Of course, this is an artificial situation, a 6 week experiment. But would I resolve to do these things for my own good? For his health and happiness, I cook the vegetables, make social commitments, and abandon the covers to wish him good day. Perhaps, were it my life rather than my vacation, I would take a longer view, a more responsible and healthy perspective. I hope it never comes to finding out.

28 August 2008

A Living Experiment. . .in Living

6 days ago, Craig left for 6 weeks at sea. What's a girl to do with a month and a half on the Italian Riviera? Without job or other major obligation ~beyond the cat, who is, as you may guess, a little fur sack of bones and MEH!, more demanding than most roommates and to whom I am boundlessly devoted~ it could become The Lost Weekend of epic proportions. Or just a big fat waste of time. Or, just maybe, a personal experiment of peeling away expectations, examining just what could make my life tick and flow rather than stutter and stagnate. How often, if ever, does one have such an unstructured block of time to pursue occupation only as inspired, eat whenever but only when hungry, to sleep when taken by it?

What a luxury it is to be able to put my life under a microscope for no one's dissection but my own. And every time I do, there are artifacts, things from which all practicality has drained, and they remain as awkward souvenirs better pasted into the scrapbook of memory. It was so liberating the day I rolled up all of my linens. Understand, my mother kept a beautiful home and her linen closet might have been set with a T-square and plumb line. So, that was my template and for years I tried to keep her standard, never succeeding. When I realized she did it that way because doing so pleased her, and failing to do so certainly didn't please me, and.... here is the best part... there are other ways to organize the sheets, I was free to leave Little Peg's perfect linen closet in the house I grew up in, with all the other precious memories of those years. Every time I discover another one of these artifacts, be they habits or ideas, that I can set safely aside and replace with something different that works for me, it is growth. Each of us as individuals is molded throughout our lives by so many people and forces, we are constantly becoming. . . what we become requires vigilance and care.

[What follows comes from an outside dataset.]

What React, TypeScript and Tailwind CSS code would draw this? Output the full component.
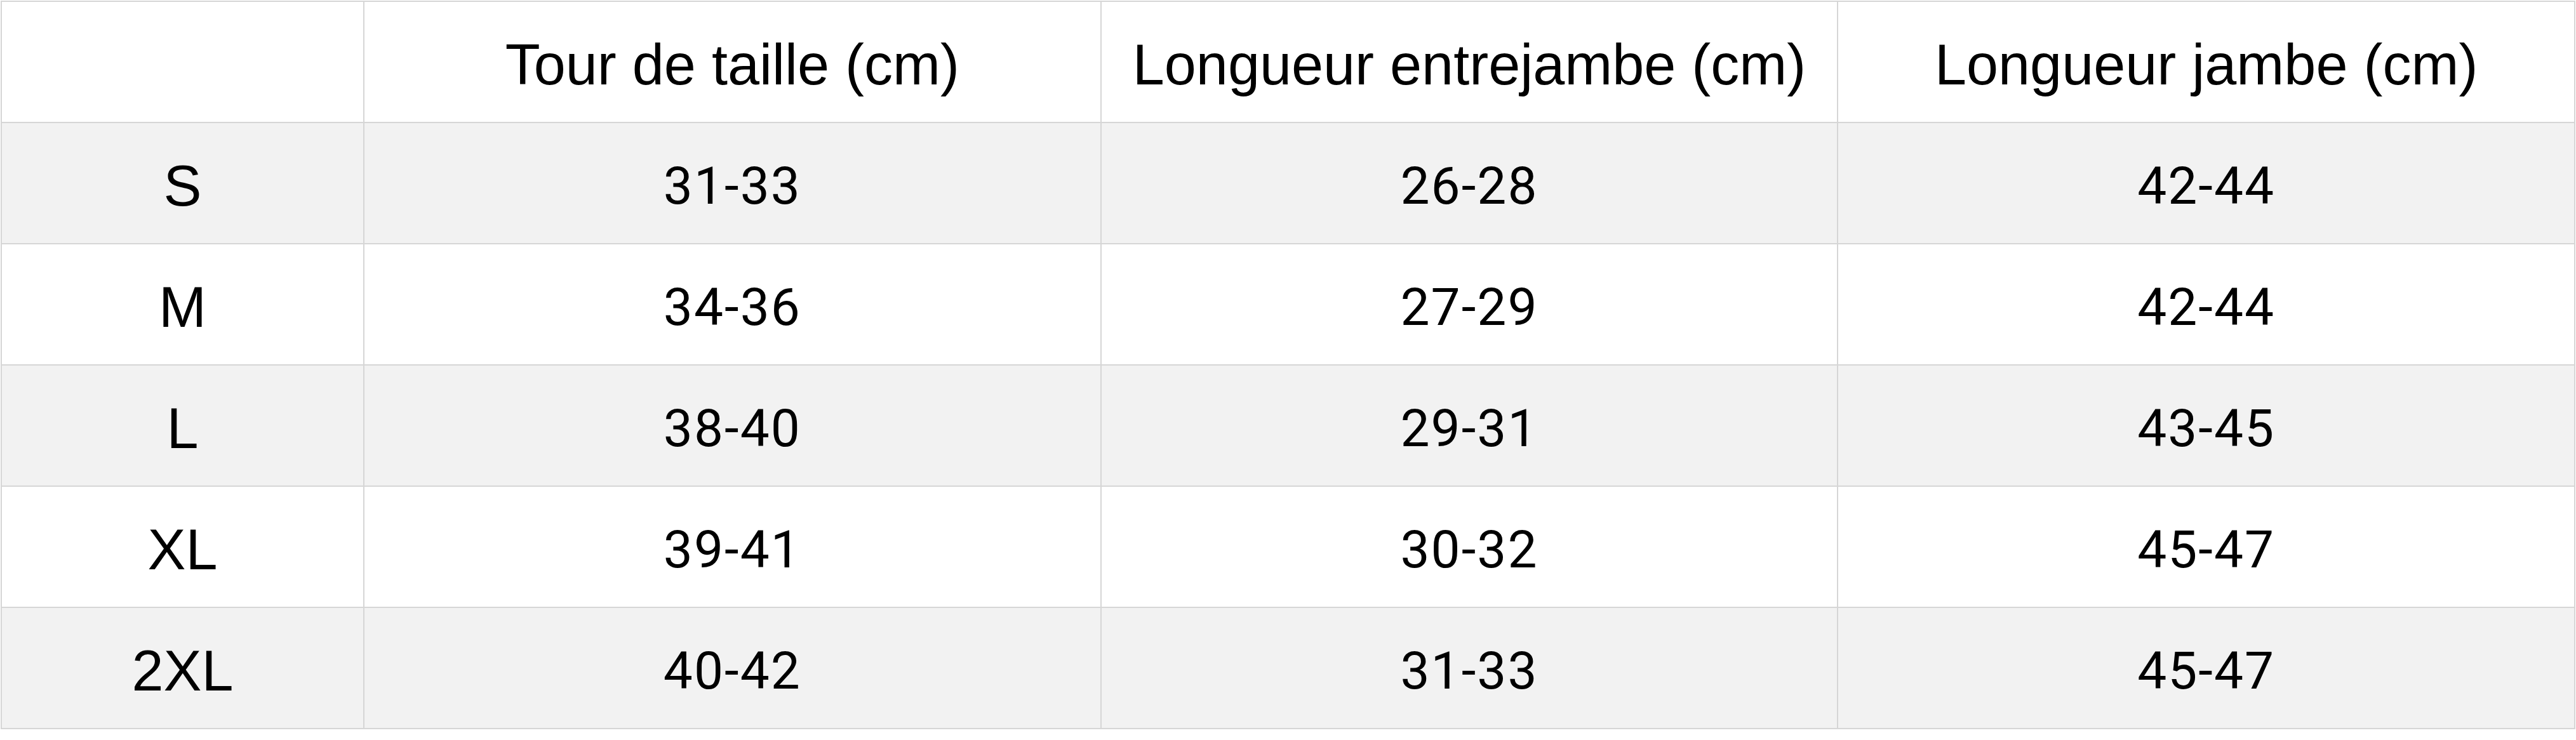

So, it is an exciting responsibility, to know myself better and thereby have been productive during this marvelously free time. By the time Craig returns, I hope to have not only physical proof of my productivity, but also a perceptible improvement of myself. I've begun a list of things to do, and one of things accomplished, dated. Every day I intend to be able to add one to the latter, if only to justify the day's passing. Honestly, it doesn't matter how big or important the project has been, only that some mark has been left on the day, something happened.


I'm curious to see the things I do or do not do because he is not here. And why. How many expectations do I place on normal days without just cause? The things I do not do now, I should note and ask if he values them or if I've imagined their need to be done. And things I do now, which I must believe would make him crazy, perhaps would not.

But perhaps also, in order to live peaceably with another, what one does not mind of one's own does give offense to the other. My dirty dishes are familiar to me; this smear is ketchup, this dish was cat food, this sludge is coffee from days gone by. But anyone else's? I don't know what lurks in the bottom of that big bowl of murky water! Also my shoes, I know where I've left them. But in the dark, were he here, they would become a hazard.

So, upon identifying the habit, the first discernment is whether one could abide it, or the lack thereof, in the other.


Ahh, good work for today. Add "philosophizing" to the Accomplished list.